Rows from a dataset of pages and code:
--------------------------------
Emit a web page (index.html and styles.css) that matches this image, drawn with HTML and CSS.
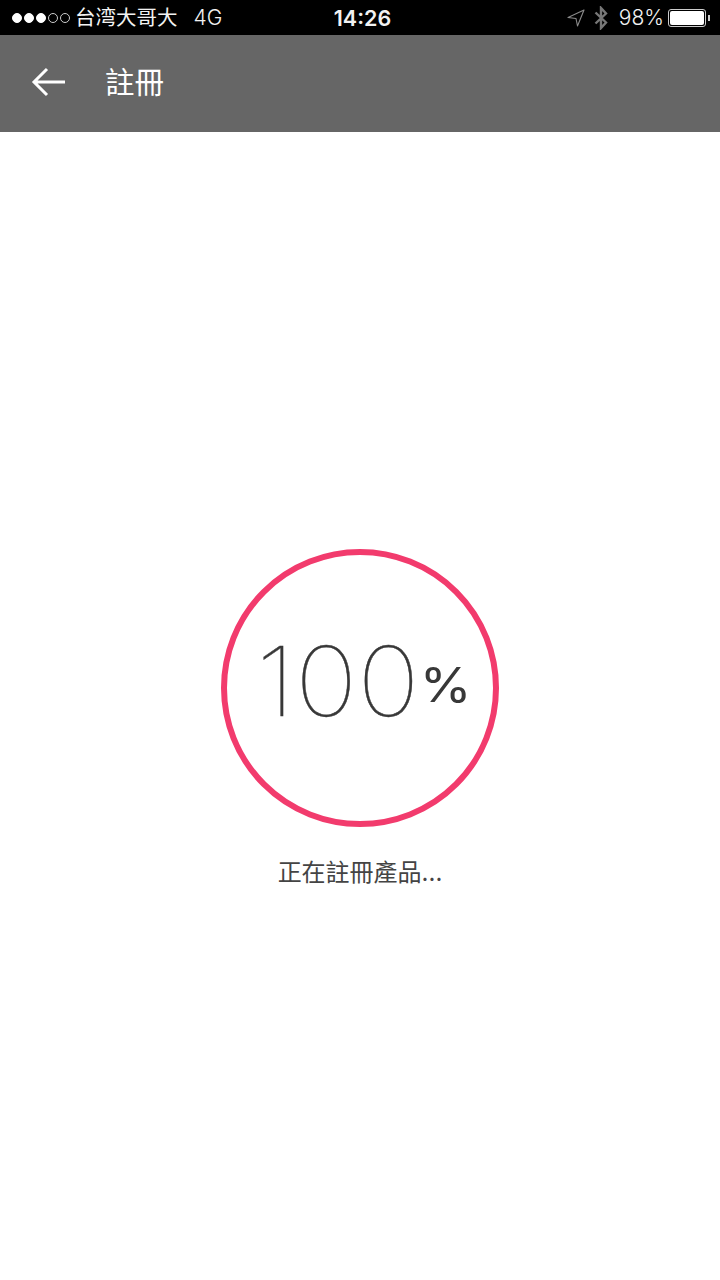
FILE: index.html
```html
<!DOCTYPE html>
<html lang="zh-Hant">
<head>
    <meta charset="UTF-8">
    <meta name="viewport" content="width=device-width, initial-scale=1.0">
    <title>註冊</title>
    <link rel="stylesheet" href="styles.css">
</head>
<body>
    <!-- Status bar -->
    <div class="status-bar">
        <div class="status-left">
            <div class="signal">
                <span class="dot on"></span>
                <span class="dot on"></span>
                <span class="dot on"></span>
                <span class="dot"></span>
                <span class="dot"></span>
            </div>
            <span class="carrier">台湾大哥大</span>
            <span class="network">4G</span>
        </div>
        <div class="clock">14:26</div>
        <div class="status-right">
            <svg class="icon-location" viewBox="0 0 18 18" width="18" height="18">
                <path d="M17 1 L1 8.5 L9 9.5 L10.5 17 Z" fill="none" stroke="#8a8a8a" stroke-width="1.1" stroke-linejoin="round"/>
            </svg>
            <svg class="icon-bluetooth" viewBox="0 0 14 24" width="14" height="24">
                <path d="M1.5 6.5 L12 16.5 L7 22 L7 2 L12 7.5 L1.5 17.5" fill="none" stroke="#777" stroke-width="2.4"/>
            </svg>
            <span class="percent">98%</span>
            <div class="battery"><div class="battery-level"></div></div>
            <div class="battery-tip"></div>
        </div>
    </div>

    <!-- Toolbar -->
    <div class="toolbar">
        <svg class="back" viewBox="0 0 36 30" width="36" height="30">
            <path d="M34 15 H3 M16 2 L3 15 L16 28" fill="none" stroke="#fff" stroke-width="3"/>
        </svg>
        <h1 class="title">註冊</h1>
    </div>

    <!-- Progress -->
    <div class="content">
        <div class="progress-ring">
            <div class="progress-text"><span class="value">100</span><span class="unit">%</span></div>
        </div>
        <div class="message">正在註冊產品...</div>
    </div>
</body>
</html>
```

FILE: styles.css
```css
/* Global Styles */
body {
    margin: 0;
    width: 720px;
    height: 1280px;
    overflow: hidden;
    background: #fff;
    font-family: 'Inter', 'Noto Sans CJK TC', sans-serif;
}

/* Status bar */
.status-bar {
    height: 35px;
    background: #000;
    color: #f2f2f2;
    display: flex;
    align-items: center;
    justify-content: space-between;
    padding: 0 10px 0 12px;
    font-size: 21px;
    position: relative;
}

.status-left {
    display: flex;
    align-items: center;
}

.signal {
    display: flex;
    gap: 2px;
    margin-right: 5px;
}

.dot {
    width: 10px;
    height: 10px;
    border: 1px solid #ccc;
    border-radius: 50%;
    box-sizing: border-box;
}

.dot.on {
    background: #fff;
    border-color: #fff;
}

.carrier {
    font-size: 20.5px;
    margin-bottom: 3px;
}

.network {
    margin-left: 16px;
    font-weight: 300;
}

.clock {
    position: absolute;
    left: 0;
    right: 0;
    text-align: center;
    font-size: 21.5px;
    font-weight: 600;
    padding-left: 5px;
}

.status-right {
    display: flex;
    align-items: center;
}

.icon-location {
    margin-right: 9px;
}

.icon-bluetooth {
    margin-right: 11px;
}

.percent {
    margin-right: 4px;
    font-weight: 300;
}

.battery {
    width: 34px;
    height: 14px;
    border: 1px solid #ccc;
    border-radius: 3px;
    padding: 1px;
}

.battery-level {
    width: 100%;
    height: 100%;
    background: #fff;
    border-radius: 2px;
}

.battery-tip {
    width: 2px;
    height: 6px;
    margin-left: 2px;
    background: #ccc;
}

/* Toolbar */
.toolbar {
    height: 97px;
    background: #666;
    display: flex;
    align-items: center;
    padding-left: 31px;
}

.back {
    margin-right: 38px;
    margin-bottom: 4px;
}

.title {
    margin: 0 0 8px;
    color: #fff;
    font-size: 29.5px;
    font-weight: 400;
}

/* Progress */
.content {
    display: flex;
    flex-direction: column;
    align-items: center;
    padding-top: 417px;
}

.progress-ring {
    width: 278px;
    height: 278px;
    box-sizing: border-box;
    border: 6px solid #f23b6d;
    border-radius: 50%;
    padding-left: 8px;
    text-align: center;
    line-height: 252px;
    color: #383838;
    white-space: nowrap;
}

/* digits in the reference are wider than Inter's, so stretch them a bit */
.progress-text {
    display: inline-block;
    transform: scaleX(1.1);
}

.value {
    font-size: 96px;
    font-weight: 125;
    -webkit-text-stroke: 0.4px #383838;
}

.unit {
    font-size: 48px;
    font-weight: 400;
    vertical-align: 14px;
}

.message {
    margin-top: 26px;
    color: #444;
    font-size: 24px;
}
```
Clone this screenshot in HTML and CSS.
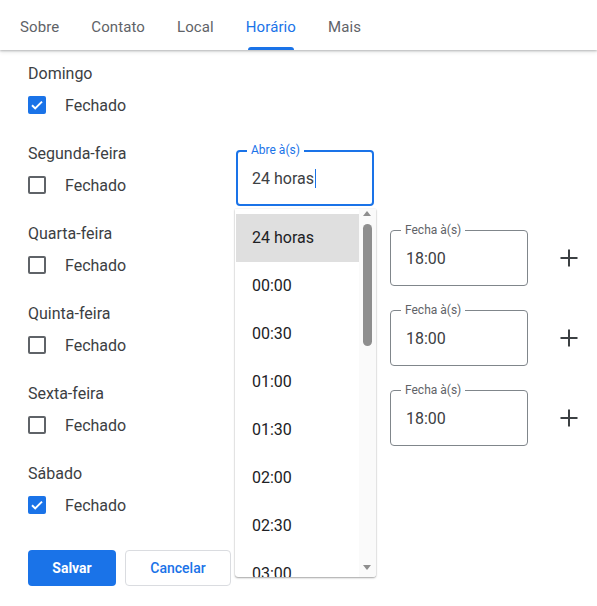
--------------------------------
:: EXERCISE REQUIREMENTS ::
Using the material above, report each line where "this" occurs.

:: COMPLETED TASK ::
Emit a web page (index.html and styles.css) that matches this image, drawn with HTML and CSS.
Clone this screenshot in HTML and CSS.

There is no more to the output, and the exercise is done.